[Recorded information]:
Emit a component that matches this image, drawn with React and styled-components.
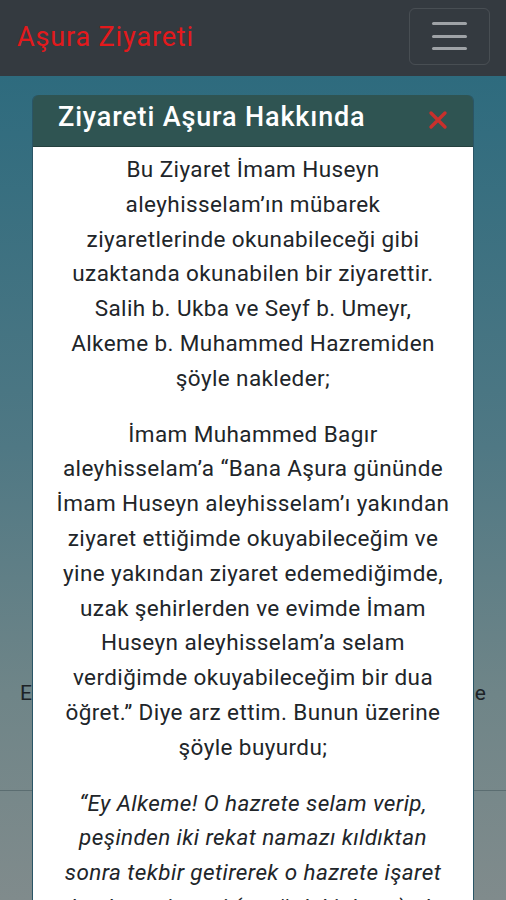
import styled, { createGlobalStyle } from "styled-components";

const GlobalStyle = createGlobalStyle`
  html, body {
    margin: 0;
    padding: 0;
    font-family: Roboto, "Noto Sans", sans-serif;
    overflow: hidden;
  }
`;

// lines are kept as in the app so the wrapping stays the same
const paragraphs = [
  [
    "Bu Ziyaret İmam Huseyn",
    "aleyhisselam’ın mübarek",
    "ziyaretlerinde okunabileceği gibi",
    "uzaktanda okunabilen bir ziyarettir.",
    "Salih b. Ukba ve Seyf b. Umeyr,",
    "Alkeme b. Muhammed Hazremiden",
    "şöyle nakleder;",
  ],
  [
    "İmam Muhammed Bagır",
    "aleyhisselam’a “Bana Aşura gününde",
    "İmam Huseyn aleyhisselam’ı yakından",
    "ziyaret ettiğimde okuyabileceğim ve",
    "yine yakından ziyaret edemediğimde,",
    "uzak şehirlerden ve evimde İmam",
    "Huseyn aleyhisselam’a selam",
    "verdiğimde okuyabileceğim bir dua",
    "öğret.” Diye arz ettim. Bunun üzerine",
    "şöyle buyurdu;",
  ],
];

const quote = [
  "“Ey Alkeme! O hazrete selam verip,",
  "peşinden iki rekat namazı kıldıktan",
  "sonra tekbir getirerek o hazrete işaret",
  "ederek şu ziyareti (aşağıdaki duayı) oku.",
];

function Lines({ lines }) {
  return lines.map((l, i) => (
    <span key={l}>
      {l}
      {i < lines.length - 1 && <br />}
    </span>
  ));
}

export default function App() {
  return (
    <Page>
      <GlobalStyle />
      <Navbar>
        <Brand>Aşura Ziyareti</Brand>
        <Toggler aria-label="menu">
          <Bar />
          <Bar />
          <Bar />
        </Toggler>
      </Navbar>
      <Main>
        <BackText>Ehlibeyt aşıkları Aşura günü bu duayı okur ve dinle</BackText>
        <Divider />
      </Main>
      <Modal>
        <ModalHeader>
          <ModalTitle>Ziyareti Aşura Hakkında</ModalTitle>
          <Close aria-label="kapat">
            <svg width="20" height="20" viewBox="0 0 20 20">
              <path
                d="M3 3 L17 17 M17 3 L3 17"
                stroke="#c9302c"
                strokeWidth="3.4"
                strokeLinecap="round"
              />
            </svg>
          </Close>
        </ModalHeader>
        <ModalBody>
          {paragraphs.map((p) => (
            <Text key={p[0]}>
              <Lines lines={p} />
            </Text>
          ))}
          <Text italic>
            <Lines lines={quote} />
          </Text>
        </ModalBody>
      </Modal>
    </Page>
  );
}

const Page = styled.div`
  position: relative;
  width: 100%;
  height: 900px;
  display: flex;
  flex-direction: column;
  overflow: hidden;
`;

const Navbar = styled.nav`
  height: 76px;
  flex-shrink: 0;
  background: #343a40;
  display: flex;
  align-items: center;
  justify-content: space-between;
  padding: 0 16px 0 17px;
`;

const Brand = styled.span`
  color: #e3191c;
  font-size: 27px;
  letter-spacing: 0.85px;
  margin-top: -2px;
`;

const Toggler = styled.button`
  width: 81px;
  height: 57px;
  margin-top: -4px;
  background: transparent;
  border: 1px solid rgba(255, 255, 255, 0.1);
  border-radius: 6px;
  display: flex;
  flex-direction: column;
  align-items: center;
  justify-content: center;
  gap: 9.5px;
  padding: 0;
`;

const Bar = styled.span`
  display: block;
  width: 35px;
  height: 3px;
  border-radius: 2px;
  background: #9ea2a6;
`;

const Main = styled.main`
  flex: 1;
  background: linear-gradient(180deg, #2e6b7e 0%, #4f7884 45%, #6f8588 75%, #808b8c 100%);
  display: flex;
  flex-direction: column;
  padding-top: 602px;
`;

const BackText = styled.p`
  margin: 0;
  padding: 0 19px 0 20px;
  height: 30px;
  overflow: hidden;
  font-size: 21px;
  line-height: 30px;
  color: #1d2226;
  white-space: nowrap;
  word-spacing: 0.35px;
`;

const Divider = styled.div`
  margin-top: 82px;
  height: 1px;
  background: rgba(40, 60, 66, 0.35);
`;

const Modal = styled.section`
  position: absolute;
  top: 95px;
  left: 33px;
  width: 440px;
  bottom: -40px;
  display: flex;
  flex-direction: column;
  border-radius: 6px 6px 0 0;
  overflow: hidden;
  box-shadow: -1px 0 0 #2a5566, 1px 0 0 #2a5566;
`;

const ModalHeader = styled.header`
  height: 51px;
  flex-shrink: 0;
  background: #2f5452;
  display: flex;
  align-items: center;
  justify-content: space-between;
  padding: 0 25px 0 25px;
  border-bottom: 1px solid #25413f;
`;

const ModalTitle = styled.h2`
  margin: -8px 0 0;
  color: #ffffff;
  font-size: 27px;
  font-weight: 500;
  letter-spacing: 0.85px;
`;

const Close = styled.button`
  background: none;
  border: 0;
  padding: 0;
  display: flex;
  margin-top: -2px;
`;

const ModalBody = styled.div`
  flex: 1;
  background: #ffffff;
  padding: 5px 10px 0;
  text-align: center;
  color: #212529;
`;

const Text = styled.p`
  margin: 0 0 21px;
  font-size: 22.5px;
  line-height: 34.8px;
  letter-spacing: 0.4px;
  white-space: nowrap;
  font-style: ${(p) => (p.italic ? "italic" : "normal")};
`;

[Exercise brief]:
All of the data needs repeating exactly, but the pictures do not.

[Answer to this problem]:
Emit a component that matches this image, drawn with React and styled-components.
import styled, { createGlobalStyle } from "styled-components";

const GlobalStyle = createGlobalStyle`
  html, body {
    margin: 0;
    padding: 0;
    font-family: Roboto, "Noto Sans", sans-serif;
    overflow: hidden;
  }
`;

// lines are kept as in the app so the wrapping stays the same
const paragraphs = [
  [
    "Bu Ziyaret İmam Huseyn",
    "aleyhisselam’ın mübarek",
    "ziyaretlerinde okunabileceği gibi",
    "uzaktanda okunabilen bir ziyarettir.",
    "Salih b. Ukba ve Seyf b. Umeyr,",
    "Alkeme b. Muhammed Hazremiden",
    "şöyle nakleder;",
  ],
  [
    "İmam Muhammed Bagır",
    "aleyhisselam’a “Bana Aşura gününde",
    "İmam Huseyn aleyhisselam’ı yakından",
    "ziyaret ettiğimde okuyabileceğim ve",
    "yine yakından ziyaret edemediğimde,",
    "uzak şehirlerden ve evimde İmam",
    "Huseyn aleyhisselam’a selam",
    "verdiğimde okuyabileceğim bir dua",
    "öğret.” Diye arz ettim. Bunun üzerine",
    "şöyle buyurdu;",
  ],
];

const quote = [
  "“Ey Alkeme! O hazrete selam verip,",
  "peşinden iki rekat namazı kıldıktan",
  "sonra tekbir getirerek o hazrete işaret",
  "ederek şu ziyareti (aşağıdaki duayı) oku.",
];

function Lines({ lines }) {
  return lines.map((l, i) => (
    <span key={l}>
      {l}
      {i < lines.length - 1 && <br />}
    </span>
  ));
}

export default function App() {
  return (
    <Page>
      <GlobalStyle />
      <Navbar>
        <Brand>Aşura Ziyareti</Brand>
        <Toggler aria-label="menu">
          <Bar />
          <Bar />
          <Bar />
        </Toggler>
      </Navbar>
      <Main>
        <BackText>Ehlibeyt aşıkları Aşura günü bu duayı okur ve dinle</BackText>
        <Divider />
      </Main>
      <Modal>
        <ModalHeader>
          <ModalTitle>Ziyareti Aşura Hakkında</ModalTitle>
          <Close aria-label="kapat">
            <svg width="20" height="20" viewBox="0 0 20 20">
              <path
                d="M3 3 L17 17 M17 3 L3 17"
                stroke="#c9302c"
                strokeWidth="3.4"
                strokeLinecap="round"
              />
            </svg>
          </Close>
        </ModalHeader>
        <ModalBody>
          {paragraphs.map((p) => (
            <Text key={p[0]}>
              <Lines lines={p} />
            </Text>
          ))}
          <Text italic>
            <Lines lines={quote} />
          </Text>
        </ModalBody>
      </Modal>
    </Page>
  );
}

const Page = styled.div`
  position: relative;
  width: 100%;
  height: 900px;
  display: flex;
  flex-direction: column;
  overflow: hidden;
`;

const Navbar = styled.nav`
  height: 76px;
  flex-shrink: 0;
  background: #343a40;
  display: flex;
  align-items: center;
  justify-content: space-between;
  padding: 0 16px 0 17px;
`;

const Brand = styled.span`
  color: #e3191c;
  font-size: 27px;
  letter-spacing: 0.85px;
  margin-top: -2px;
`;

const Toggler = styled.button`
  width: 81px;
  height: 57px;
  margin-top: -4px;
  background: transparent;
  border: 1px solid rgba(255, 255, 255, 0.1);
  border-radius: 6px;
  display: flex;
  flex-direction: column;
  align-items: center;
  justify-content: center;
  gap: 9.5px;
  padding: 0;
`;

const Bar = styled.span`
  display: block;
  width: 35px;
  height: 3px;
  border-radius: 2px;
  background: #9ea2a6;
`;

const Main = styled.main`
  flex: 1;
  background: linear-gradient(180deg, #2e6b7e 0%, #4f7884 45%, #6f8588 75%, #808b8c 100%);
  display: flex;
  flex-direction: column;
  padding-top: 602px;
`;

const BackText = styled.p`
  margin: 0;
  padding: 0 19px 0 20px;
  height: 30px;
  overflow: hidden;
  font-size: 21px;
  line-height: 30px;
  color: #1d2226;
  white-space: nowrap;
  word-spacing: 0.35px;
`;

const Divider = styled.div`
  margin-top: 82px;
  height: 1px;
  background: rgba(40, 60, 66, 0.35);
`;

const Modal = styled.section`
  position: absolute;
  top: 95px;
  left: 33px;
  width: 440px;
  bottom: -40px;
  display: flex;
  flex-direction: column;
  border-radius: 6px 6px 0 0;
  overflow: hidden;
  box-shadow: -1px 0 0 #2a5566, 1px 0 0 #2a5566;
`;

const ModalHeader = styled.header`
  height: 51px;
  flex-shrink: 0;
  background: #2f5452;
  display: flex;
  align-items: center;
  justify-content: space-between;
  padding: 0 25px 0 25px;
  border-bottom: 1px solid #25413f;
`;

const ModalTitle = styled.h2`
  margin: -8px 0 0;
  color: #ffffff;
  font-size: 27px;
  font-weight: 500;
  letter-spacing: 0.85px;
`;

const Close = styled.button`
  background: none;
  border: 0;
  padding: 0;
  display: flex;
  margin-top: -2px;
`;

const ModalBody = styled.div`
  flex: 1;
  background: #ffffff;
  padding: 5px 10px 0;
  text-align: center;
  color: #212529;
`;

const Text = styled.p`
  margin: 0 0 21px;
  font-size: 22.5px;
  line-height: 34.8px;
  letter-spacing: 0.4px;
  white-space: nowrap;
  font-style: ${(p) => (p.italic ? "italic" : "normal")};
`;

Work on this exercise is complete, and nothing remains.